What you should do
Print the material below exactly as it stands, please, from its first line to the line holding "import React from", with no pictures.

** Begin **

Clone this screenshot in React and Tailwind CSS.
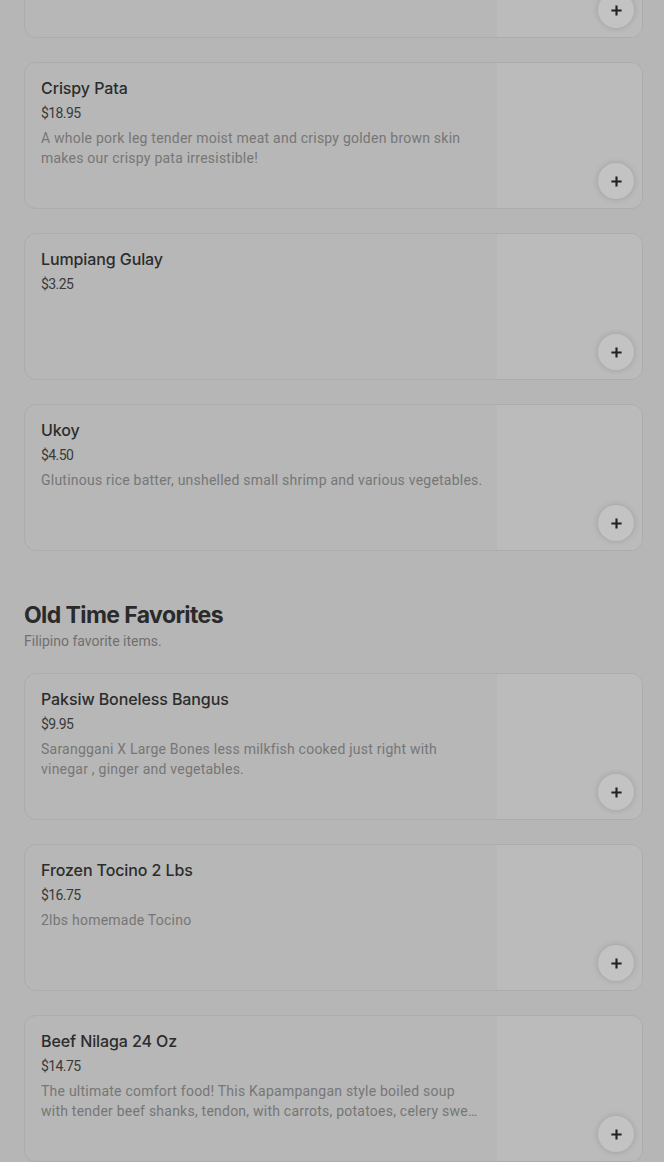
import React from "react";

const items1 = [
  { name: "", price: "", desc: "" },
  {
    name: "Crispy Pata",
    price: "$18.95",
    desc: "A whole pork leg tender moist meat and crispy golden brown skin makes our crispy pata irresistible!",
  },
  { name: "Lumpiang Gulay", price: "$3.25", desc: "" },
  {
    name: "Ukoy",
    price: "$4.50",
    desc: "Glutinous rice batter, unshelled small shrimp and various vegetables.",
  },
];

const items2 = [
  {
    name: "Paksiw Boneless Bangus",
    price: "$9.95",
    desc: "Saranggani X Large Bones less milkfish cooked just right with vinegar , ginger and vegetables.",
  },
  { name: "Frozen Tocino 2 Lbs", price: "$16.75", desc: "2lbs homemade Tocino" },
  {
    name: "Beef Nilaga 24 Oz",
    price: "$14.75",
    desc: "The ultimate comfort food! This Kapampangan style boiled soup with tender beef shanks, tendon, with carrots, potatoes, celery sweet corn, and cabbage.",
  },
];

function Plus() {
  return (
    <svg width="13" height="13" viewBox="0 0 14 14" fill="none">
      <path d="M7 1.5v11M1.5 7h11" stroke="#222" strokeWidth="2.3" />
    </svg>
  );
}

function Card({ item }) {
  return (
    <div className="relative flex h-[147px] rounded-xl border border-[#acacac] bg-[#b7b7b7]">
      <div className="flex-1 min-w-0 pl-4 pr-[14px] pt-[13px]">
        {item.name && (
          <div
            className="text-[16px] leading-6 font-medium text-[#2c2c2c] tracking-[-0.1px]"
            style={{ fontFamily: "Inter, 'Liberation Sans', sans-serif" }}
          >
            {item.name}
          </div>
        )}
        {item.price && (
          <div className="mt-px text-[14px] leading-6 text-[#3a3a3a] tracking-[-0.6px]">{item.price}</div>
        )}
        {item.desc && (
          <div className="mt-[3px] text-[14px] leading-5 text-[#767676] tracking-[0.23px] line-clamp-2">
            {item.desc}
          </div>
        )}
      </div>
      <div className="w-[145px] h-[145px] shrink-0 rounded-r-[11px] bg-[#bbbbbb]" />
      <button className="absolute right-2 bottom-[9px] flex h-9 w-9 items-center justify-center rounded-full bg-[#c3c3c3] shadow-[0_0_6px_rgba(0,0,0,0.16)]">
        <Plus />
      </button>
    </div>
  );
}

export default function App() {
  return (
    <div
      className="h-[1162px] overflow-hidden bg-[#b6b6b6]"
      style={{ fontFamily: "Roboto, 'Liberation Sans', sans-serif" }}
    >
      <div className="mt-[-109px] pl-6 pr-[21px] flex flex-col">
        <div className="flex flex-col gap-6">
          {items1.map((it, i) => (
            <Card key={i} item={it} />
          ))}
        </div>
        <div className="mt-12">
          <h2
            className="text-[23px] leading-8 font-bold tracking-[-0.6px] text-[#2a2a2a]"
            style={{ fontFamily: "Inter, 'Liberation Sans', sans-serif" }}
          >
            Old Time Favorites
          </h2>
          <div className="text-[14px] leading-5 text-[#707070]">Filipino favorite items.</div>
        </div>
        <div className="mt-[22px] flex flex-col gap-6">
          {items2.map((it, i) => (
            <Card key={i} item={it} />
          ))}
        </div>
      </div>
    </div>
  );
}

** End **

Output for this task
Clone this screenshot in React and Tailwind CSS.
import React from "react";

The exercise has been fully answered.